_WHAT IS REQUIRED_.
No images are to be carried over; print all other material exactly as it stands.

==== SUPPLIED DATA

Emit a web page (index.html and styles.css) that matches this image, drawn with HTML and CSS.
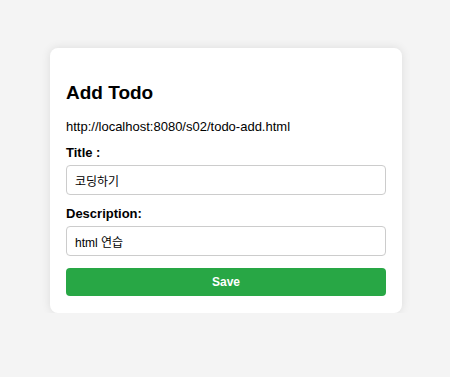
FILE: index.html
```html
<!DOCTYPE html>
<html lang="ko">
<head>
  <meta charset="UTF-8">
  <meta name="viewport" content="width=device-width, initial-scale=1.0">
  <title>Add Todo</title>
  <link rel="stylesheet" href="styles.css">
</head>
<body>
  <div class="container">
    <h2>Add Todo</h2>
    <p class="url">http://localhost:8080/s02/todo-add.html</p>
    <form class="todo-form">
      <label for="title">Title :</label>
      <input type="text" id="title" name="title" value="코딩하기">
      <label for="description">Description:</label>
      <input type="text" id="description" name="description" value="html 연습">
      <button type="submit" class="save-button">Save</button>
    </form>
  </div>
</body>
</html>
```

FILE: styles.css
```css
/* 기본 스타일 */
body {
  margin: 0;
  padding: 48px 0 0 2px;
  font-family: "Liberation Sans", Arial, "Noto Sans CJK KR", sans-serif;
  background-color: #f4f4f4;
  color: #000;
}

.container {
  width: 320px;
  margin: 0 auto;
  padding: 16px 16px 17px;
  background-color: #fff;
  border-radius: 8px;
  box-shadow: 0 0 10px rgba(0, 0, 0, 0.1);
}

h2 {
  font-size: 19px;
  margin: 18px 0 0;
}

.url {
  font-size: 13px;
  margin: 15px 0 0;
}

/* 입력 폼 */
.todo-form {
  display: flex;
  flex-direction: column;
}

.todo-form label {
  font-size: 13px;
  font-weight: bold;
  margin-top: 11px;
  margin-bottom: 5px;
}

.todo-form input[type="text"] {
  height: 30px;
  box-sizing: border-box;
  padding: 0 8px;
  font-size: 12px;
  font-family: "Liberation Sans", Arial, "Noto Sans CJK KR", sans-serif;
  border: 1px solid #ccc;
  border-radius: 4px;
}

.save-button {
  margin-top: 12px;
  height: 28px;
  font-size: 12px;
  font-weight: bold;
  color: #fff;
  background-color: #28a745;
  border: none;
  border-radius: 4px;
  cursor: pointer;
}
```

========

_TASK RESULT_.
Emit a web page (index.html and styles.css) that matches this image, drawn with HTML and CSS.
FILE: index.html
```html
<!DOCTYPE html>
<html lang="ko">
<head>
  <meta charset="UTF-8">
  <meta name="viewport" content="width=device-width, initial-scale=1.0">
  <title>Add Todo</title>
  <link rel="stylesheet" href="styles.css">
</head>
<body>
  <div class="container">
    <h2>Add Todo</h2>
    <p class="url">http://localhost:8080/s02/todo-add.html</p>
    <form class="todo-form">
      <label for="title">Title :</label>
      <input type="text" id="title" name="title" value="코딩하기">
      <label for="description">Description:</label>
      <input type="text" id="description" name="description" value="html 연습">
      <button type="submit" class="save-button">Save</button>
    </form>
  </div>
</body>
</html>
```

FILE: styles.css
```css
/* 기본 스타일 */
body {
  margin: 0;
  padding: 48px 0 0 2px;
  font-family: "Liberation Sans", Arial, "Noto Sans CJK KR", sans-serif;
  background-color: #f4f4f4;
  color: #000;
}

.container {
  width: 320px;
  margin: 0 auto;
  padding: 16px 16px 17px;
  background-color: #fff;
  border-radius: 8px;
  box-shadow: 0 0 10px rgba(0, 0, 0, 0.1);
}

h2 {
  font-size: 19px;
  margin: 18px 0 0;
}

.url {
  font-size: 13px;
  margin: 15px 0 0;
}

/* 입력 폼 */
.todo-form {
  display: flex;
  flex-direction: column;
}

.todo-form label {
  font-size: 13px;
  font-weight: bold;
  margin-top: 11px;
  margin-bottom: 5px;
}

.todo-form input[type="text"] {
  height: 30px;
  box-sizing: border-box;
  padding: 0 8px;
  font-size: 12px;
  font-family: "Liberation Sans", Arial, "Noto Sans CJK KR", sans-serif;
  border: 1px solid #ccc;
  border-radius: 4px;
}

.save-button {
  margin-top: 12px;
  height: 28px;
  font-size: 12px;
  font-weight: bold;
  color: #fff;
  background-color: #28a745;
  border: none;
  border-radius: 4px;
  cursor: pointer;
}
```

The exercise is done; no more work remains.